If folate causally affects cognitive function, its benefits, like those of vitamin B-12, may relate to its role in homocysteine remethylation. Remethylation leads to SAM production. Furthermore, homocysteine or its metabolites may damage neurons or cause vascular disease (59
)—a leading cause of dementia (60
). In subjects with a normal vitamin B-12 status, high serum folate was associated with protection from hyperhomocysteinemia, but this did not entirely explain the inverse relation between high serum folate and cognitive impairment.
Given our study’s cross-sectional design, a direct association between folate status and cognition could, theoretically, reflect the adverse effects of cognitive impairment on diet. However, such reverse causation could not explain the link between high folate status and poor cognition among subjects with low vitamin B-12 status. Although the methyl-folate trap hypothesis predicts normal or high serum folate in vitamin B-12 deficiency (61
), this phenomenon probably does not explain our results either. The higher serum folate supposedly results from a failure of polyglutamation, a modification of THF that facilitates intracellular folate retention (62
). Indeed, folate was lost from tissues in rats made vitamin B-12 deficient by nitrous oxide (64
). However, in our study, as in previous human investigations (19
), serum concentrations of folate and vitamin B-12 were directly, not inversely, related, regardless of vitamin B-12 status and dietary supplement use.
In addition to its large size and general population base, the strengths of our study included the availability of data on MMA and our control of key confounders. Although some data were self-reported, such that residual confounding might remain, we tried to exclude low intelligence (as indicated by educational level), stroke, and coronary artery disease as causes of poor cognition; iron deficiency and cancer as causes of anemia; and renal impairment as a cause of high MMA (66
The lack of a gold standard indicator of low vitamin B-12 status presents a challenge to all investigators of this nutritional problem (71
).

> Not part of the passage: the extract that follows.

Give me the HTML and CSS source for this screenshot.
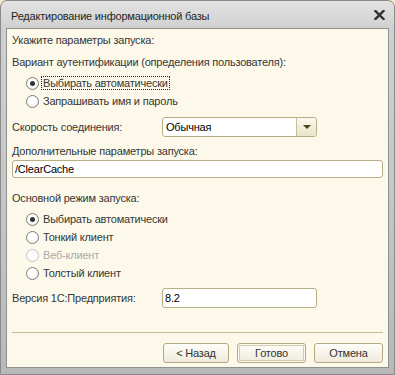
FILE: index.html
```html
<!DOCTYPE html>
<html lang="ru">
<head>
<meta charset="utf-8">
<title>Редактирование информационной базы</title>
<link rel="stylesheet" href="styles.css">
</head>
<body>
<div class="window">
  <div class="titlebar">
    <span class="title">Редактирование информационной базы</span>
    <span class="close" aria-label="Закрыть">
      <svg width="11" height="10" viewBox="0 0 11 10"><path d="M1.5 1 L9.5 9 M9.5 1 L1.5 9" stroke="#2f2f2f" stroke-width="2.4" stroke-linecap="square"/></svg>
    </span>
  </div>
  <div class="client">
    <div class="line first">Укажите параметры запуска:</div>
    <div class="line auth">Вариант аутентификации (определения пользователя):</div>
    <div class="radios r1">
      <div class="radio"><span class="dot checked"></span><span class="lbl focus">Выбирать автоматически</span></div>
      <div class="radio"><span class="dot"></span><span class="lbl">Запрашивать имя и пароль</span></div>
    </div>
    <div class="field-row speed">
      <span class="flabel">Скорость соединения:</span>
      <div class="combo"><span class="combo-text">Обычная</span><span class="combo-btn"><span class="tri"></span></span></div>
    </div>
    <div class="line extra">Дополнительные параметры запуска:</div>
    <div class="input wide">/ClearCache</div>
    <div class="line mode">Основной режим запуска:</div>
    <div class="radios r2">
      <div class="radio"><span class="dot checked"></span><span class="lbl">Выбирать автоматически</span></div>
      <div class="radio"><span class="dot"></span><span class="lbl">Тонкий клиент</span></div>
      <div class="radio disabled"><span class="dot"></span><span class="lbl">Веб-клиент</span></div>
      <div class="radio"><span class="dot"></span><span class="lbl">Толстый клиент</span></div>
    </div>
    <div class="field-row version">
      <span class="flabel">Версия 1С:Предприятия:</span>
      <div class="input short">8.2</div>
    </div>
    <div class="separator"></div>
    <div class="buttons">
      <button class="btn back">&lt; Назад</button>
      <button class="btn default">Готово</button>
      <button class="btn">Отмена</button>
    </div>
  </div>
</div>
</body>
</html>
```

FILE: styles.css
```css
html, body {
  margin: 0;
  padding: 0;
  background: #f3e9c8;
}
body {
  width: 395px;
  height: 375px;
  overflow: hidden;
  font-family: "Liberation Sans", Arial, sans-serif;
  font-size: 11px;
  letter-spacing: -0.2px;
  color: #363636;
}
.window {
  width: 395px;
  height: 375px;
  box-sizing: border-box;
  border: 1px solid #8a8a8a;
  border-radius: 7px 7px 0 0;
  background: linear-gradient(#e2e2e2 0px, #d0d0d0 28px, #c6c6c6 200px, #b8b8b8 375px);
  display: flex;
  flex-direction: column;
}
.titlebar {
  height: 27px;
  display: flex;
  align-items: center;
  justify-content: space-between;
  padding: 0 9px 0 10px;
}
.title {
  font-size: 11px;
  color: #262626;
  padding-top: 2px;
}
.close {
  display: flex;
  padding-top: 1px;
}
.client {
  margin: 0 5px 6px 5px;
  flex: 1;
  background: #fcf9ea;
  border: 1px solid #8f9090;
  padding: 2px 5px 0 5px;
  display: flex;
  flex-direction: column;
}
.line {
  height: 18px;
  line-height: 18px;
  white-space: nowrap;
}
.auth { margin-top: 4px; }
.extra { margin-top: 5px; }
.mode { margin-top: 11px; }
.radios {
  display: flex;
  flex-direction: column;
  padding-left: 14px;
  margin-top: 3px;
}
.radio {
  height: 18px;
  display: flex;
  align-items: center;
  gap: 2px;
}
.dot {
  width: 11px;
  height: 11px;
  border: 1px solid #7c7c7c;
  border-radius: 50%;
  background: radial-gradient(circle at 40% 40%, #ffffff 40%, #e4e4e4 100%);
  display: flex;
  align-items: center;
  justify-content: center;
  flex: none;
}
.dot.checked::after {
  content: "";
  width: 5px;
  height: 5px;
  border-radius: 50%;
  background: #333333;
}
.lbl {
  line-height: 12px;
  padding: 0 1px;
  border: 1px solid transparent;
}
.lbl.focus {
  border: 1px dotted #222222;
}
.radio.disabled .lbl { color: #a9a9a9; }
.radio.disabled .dot { border-color: #c4c4c4; background: #fbfbfb; }
.field-row {
  display: flex;
  align-items: center;
  height: 20px;
}
.speed { margin-top: 7px; }
.version { margin-top: 6px; }
.flabel {
  width: 150px;
  white-space: nowrap;
}
.combo {
  width: 155px;
  height: 20px;
  box-sizing: border-box;
  border: 1px solid #b7ae85;
  border-radius: 3px;
  background: #ffffff;
  display: flex;
  align-items: center;
  color: #000000;
}
.combo-text {
  flex: 1;
  padding-left: 3px;
}
.combo-btn {
  width: 19px;
  height: 18px;
  border-left: 1px solid #c7bf9b;
  border-radius: 0 2px 2px 0;
  background: linear-gradient(#fbf9ef, #e9e3c8);
  display: flex;
  align-items: center;
  justify-content: center;
}
.tri {
  width: 0;
  height: 0;
  border-left: 4px solid transparent;
  border-right: 4px solid transparent;
  border-top: 4px solid #4e4218;
}
.input {
  box-sizing: border-box;
  border: 1px solid #b7ae85;
  border-radius: 3px;
  background: #ffffff;
  color: #000000;
  padding-left: 2px;
  display: flex;
  align-items: center;
}
.input.wide {
  height: 18px;
  width: 371px;
}
.input.short {
  height: 20px;
  width: 155px;
}
.separator {
  margin-top: 24px;
  height: 1px;
  width: 371px;
  background: #c2bb98;
}
.buttons {
  margin-top: 10px;
  display: flex;
  justify-content: flex-end;
  gap: 8px;
  width: 371px;
}
.btn {
  height: 20px;
  width: 69px;
  box-sizing: border-box;
  border: 1px solid #b3aa82;
  border-radius: 3px;
  background: linear-gradient(#fefdf8, #efeadb);
  font-family: "Liberation Sans", Arial, sans-serif;
  font-size: 11px;
  letter-spacing: -0.2px;
  color: #333333;
  padding: 0;
}
.btn.back { width: 66px; }
.btn.default {
  box-shadow: inset 0 0 0 1px #fdfbf0, inset 0 0 0 2px #d4cca6;
}
```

It is currently accepted that clinically significant vitamin B-12 deficiency can occur in the elderly at serum vitamin B-12 concentrations >148 pmol/L (41
), and the serum MMA concentration is considered to be a sensitive and specific diagnostic tool (72
) that is particularly helpful in identifying so-called preclinical or subtle cases (77
). Although the cognitive function test administered in the NHANES is not specific for the cognitive impairment that results from vitamin B-12 deficiency (73
), the strong association we found between low scores and low vitamin B-12 status attests to its ability to capture cognitive impairment due to this cause. On the other hand, the availability of this single marker prevented us from evaluating associations between folate status and other neurologic and neuropsychiatric effects. We also cannot say definitively that the associations we found were due to unmetabolized folic acid, because only serum total folate was measured.
In conclusion, we undertook this investigation to shed light on long-held but evolving ideas about the effects of folic acid fortification on the elderly. We found a higher prevalence of both anemia and cognitive impairment in association with high serum folate in older Americans with a low vitamin B-12 status. We encourage further study of these relations and their underlying mechanisms and hope our findings both inform the continuing debate about folic acid fortification and influence efforts to detect and treat low vitamin B-12 status in seniors.